Quando você teimar em dizer que não vai dar certo, olhe para trás. Entenda a grandeza de um mundo construído por aqueles que esperançaram e não somente, esperaram. Por favor, não se agarre na justificativa de que eu sou uma mãe egoísta, que boicoto suas ações. Não filha, na verdade, hoje você sequer precisa de mim, embora sempre possa contar com minha presença e afeto.
A fase em que eu agia por você passou. Ela só existiu para que você chegasse à fase atual. De senhora de sua mente e de sua vida. Perdeu o horário de trabalho? Não comeu a comida caseira? Teve de arcar com as consequências de escolhas equivocadas? Esqueceu de tomar o remédio? Não tem dinheiro para comprar algo?

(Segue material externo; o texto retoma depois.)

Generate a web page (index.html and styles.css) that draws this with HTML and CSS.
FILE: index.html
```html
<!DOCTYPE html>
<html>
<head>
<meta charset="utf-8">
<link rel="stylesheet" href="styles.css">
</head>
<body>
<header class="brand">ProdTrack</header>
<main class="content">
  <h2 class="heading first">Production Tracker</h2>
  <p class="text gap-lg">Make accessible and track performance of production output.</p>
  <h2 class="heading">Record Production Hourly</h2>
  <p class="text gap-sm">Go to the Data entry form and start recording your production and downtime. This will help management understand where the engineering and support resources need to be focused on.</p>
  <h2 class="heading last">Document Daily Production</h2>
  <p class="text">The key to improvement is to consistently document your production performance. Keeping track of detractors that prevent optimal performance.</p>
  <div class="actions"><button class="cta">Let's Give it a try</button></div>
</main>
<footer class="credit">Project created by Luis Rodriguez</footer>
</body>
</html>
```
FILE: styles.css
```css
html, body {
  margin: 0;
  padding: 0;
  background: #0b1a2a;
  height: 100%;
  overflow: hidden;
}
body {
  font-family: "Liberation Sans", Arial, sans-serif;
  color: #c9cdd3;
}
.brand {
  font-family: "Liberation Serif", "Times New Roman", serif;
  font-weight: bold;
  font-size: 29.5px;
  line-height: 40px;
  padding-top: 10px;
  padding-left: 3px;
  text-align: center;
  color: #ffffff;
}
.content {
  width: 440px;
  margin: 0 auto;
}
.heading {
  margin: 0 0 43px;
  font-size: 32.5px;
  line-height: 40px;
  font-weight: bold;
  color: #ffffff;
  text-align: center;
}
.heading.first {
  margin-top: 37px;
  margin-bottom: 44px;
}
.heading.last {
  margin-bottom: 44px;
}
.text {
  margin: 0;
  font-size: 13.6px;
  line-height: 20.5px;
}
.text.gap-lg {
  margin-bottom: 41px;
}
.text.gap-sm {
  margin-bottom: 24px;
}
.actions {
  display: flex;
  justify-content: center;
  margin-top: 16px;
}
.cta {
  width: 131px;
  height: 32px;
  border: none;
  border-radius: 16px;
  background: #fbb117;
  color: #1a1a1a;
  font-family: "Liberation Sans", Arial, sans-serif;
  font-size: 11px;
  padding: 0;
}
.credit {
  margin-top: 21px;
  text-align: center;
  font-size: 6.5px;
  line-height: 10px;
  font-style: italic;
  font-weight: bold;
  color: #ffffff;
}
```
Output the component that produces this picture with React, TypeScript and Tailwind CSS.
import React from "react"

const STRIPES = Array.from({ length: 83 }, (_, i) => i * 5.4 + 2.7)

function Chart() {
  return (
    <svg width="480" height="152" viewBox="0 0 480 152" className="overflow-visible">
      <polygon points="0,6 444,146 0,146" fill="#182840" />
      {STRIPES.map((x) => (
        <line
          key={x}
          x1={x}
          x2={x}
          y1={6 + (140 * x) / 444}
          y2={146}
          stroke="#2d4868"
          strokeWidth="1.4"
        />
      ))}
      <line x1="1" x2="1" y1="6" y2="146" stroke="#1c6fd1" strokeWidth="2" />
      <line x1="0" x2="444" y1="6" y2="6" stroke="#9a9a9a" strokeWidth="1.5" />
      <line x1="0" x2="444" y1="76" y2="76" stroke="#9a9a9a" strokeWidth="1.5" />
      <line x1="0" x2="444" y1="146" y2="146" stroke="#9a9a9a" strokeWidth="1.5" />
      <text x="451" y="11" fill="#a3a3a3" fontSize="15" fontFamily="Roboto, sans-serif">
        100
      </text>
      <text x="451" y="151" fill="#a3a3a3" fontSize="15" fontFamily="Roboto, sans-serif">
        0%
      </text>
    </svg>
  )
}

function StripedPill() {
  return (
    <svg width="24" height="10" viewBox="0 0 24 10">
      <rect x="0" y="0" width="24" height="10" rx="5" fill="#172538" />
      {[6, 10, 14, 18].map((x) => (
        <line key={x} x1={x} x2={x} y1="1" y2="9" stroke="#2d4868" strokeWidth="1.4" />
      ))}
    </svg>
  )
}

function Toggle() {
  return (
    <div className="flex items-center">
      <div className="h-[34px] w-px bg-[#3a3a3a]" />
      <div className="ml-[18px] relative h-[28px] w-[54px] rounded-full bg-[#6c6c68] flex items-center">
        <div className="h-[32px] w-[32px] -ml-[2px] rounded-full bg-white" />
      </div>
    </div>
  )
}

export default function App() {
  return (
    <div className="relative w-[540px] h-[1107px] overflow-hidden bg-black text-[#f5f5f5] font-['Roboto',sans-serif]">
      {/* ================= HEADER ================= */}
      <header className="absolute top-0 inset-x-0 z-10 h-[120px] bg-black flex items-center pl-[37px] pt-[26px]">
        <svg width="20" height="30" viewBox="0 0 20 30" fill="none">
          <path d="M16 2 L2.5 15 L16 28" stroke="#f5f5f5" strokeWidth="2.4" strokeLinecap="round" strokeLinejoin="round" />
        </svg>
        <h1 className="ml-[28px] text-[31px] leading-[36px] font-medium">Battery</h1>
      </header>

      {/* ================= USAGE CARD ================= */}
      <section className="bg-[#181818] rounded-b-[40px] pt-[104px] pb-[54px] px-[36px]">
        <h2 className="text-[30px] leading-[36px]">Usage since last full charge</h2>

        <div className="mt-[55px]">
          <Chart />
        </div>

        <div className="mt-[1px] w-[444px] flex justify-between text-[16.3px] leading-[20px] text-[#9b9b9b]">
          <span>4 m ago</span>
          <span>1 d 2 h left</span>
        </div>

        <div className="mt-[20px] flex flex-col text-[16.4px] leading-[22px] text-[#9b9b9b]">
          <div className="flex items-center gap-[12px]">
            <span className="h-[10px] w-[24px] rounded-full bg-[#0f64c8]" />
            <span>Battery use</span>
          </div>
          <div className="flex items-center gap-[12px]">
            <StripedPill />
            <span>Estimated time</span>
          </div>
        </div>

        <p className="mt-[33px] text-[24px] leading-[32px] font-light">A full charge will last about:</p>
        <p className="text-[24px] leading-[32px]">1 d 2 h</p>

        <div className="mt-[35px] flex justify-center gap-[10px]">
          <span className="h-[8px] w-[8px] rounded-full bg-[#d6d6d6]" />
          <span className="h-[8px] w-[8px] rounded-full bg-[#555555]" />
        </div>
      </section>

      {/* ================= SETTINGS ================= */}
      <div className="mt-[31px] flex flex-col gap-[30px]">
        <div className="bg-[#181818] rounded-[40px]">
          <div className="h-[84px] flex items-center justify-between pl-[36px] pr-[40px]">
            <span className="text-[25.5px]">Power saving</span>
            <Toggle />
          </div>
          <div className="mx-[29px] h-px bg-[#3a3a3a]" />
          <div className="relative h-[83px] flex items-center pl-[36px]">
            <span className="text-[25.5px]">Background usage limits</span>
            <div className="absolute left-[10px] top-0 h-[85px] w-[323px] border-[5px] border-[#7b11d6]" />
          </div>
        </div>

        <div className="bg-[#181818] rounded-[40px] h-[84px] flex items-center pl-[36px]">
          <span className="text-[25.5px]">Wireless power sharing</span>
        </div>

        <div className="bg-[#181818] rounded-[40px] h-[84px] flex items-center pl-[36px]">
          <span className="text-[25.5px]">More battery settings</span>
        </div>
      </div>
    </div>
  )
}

Parabéns! Você está no caminho certo. O caminho que apresenta a você todos os desafios para que você encontre as alternativas e possa saborear o prazer de cada conquista. De cada vitória concretizada. Sua, somente sua.
Eu me orgulho muito dos passos que você já deu, da obra que já construiu. Mas você pode mais, como canta a feiticeira do bem, daquele desenho animado já visto por nós duas, tantas vezes. Se você ainda está onde não gostaria de estar, se faz algo que não te agrada, se não consegue se desfazer de bagagens que te pesam nos ombros, saiba: é só revisitar nossa caminhada, inclusive a caminhada espiritual. Foi em nossa caminhada que você se preparou para o acesso vitorioso à vida adulta.
Agora, você vai encontrar novos desafios e está apta à descoberta de novas ferramentas para lidar com eles. Um dia de cada vez. Focada na vitória sempre. Transformando fracassos em causas para futuras vitórias. “A caminhada da cidade de Kioto, no Japão, até Kamakura, leva exatamente 12 dias. E é ela que nos garante o acesso ao mais belo luar do mundo.”
Portanto, não há como conhecer a lua de Kamakura se você desistir no décimo primeiro dia. Essa preciosidade é reservada aos que avançam, sem medo. Mesmo que um pouco por vez. Alguém que não desista, que não transfira responsabilidades e, sobretudo, que não perca a esperança. Estarei sempre com você. Beijo carinhoso da mamãe.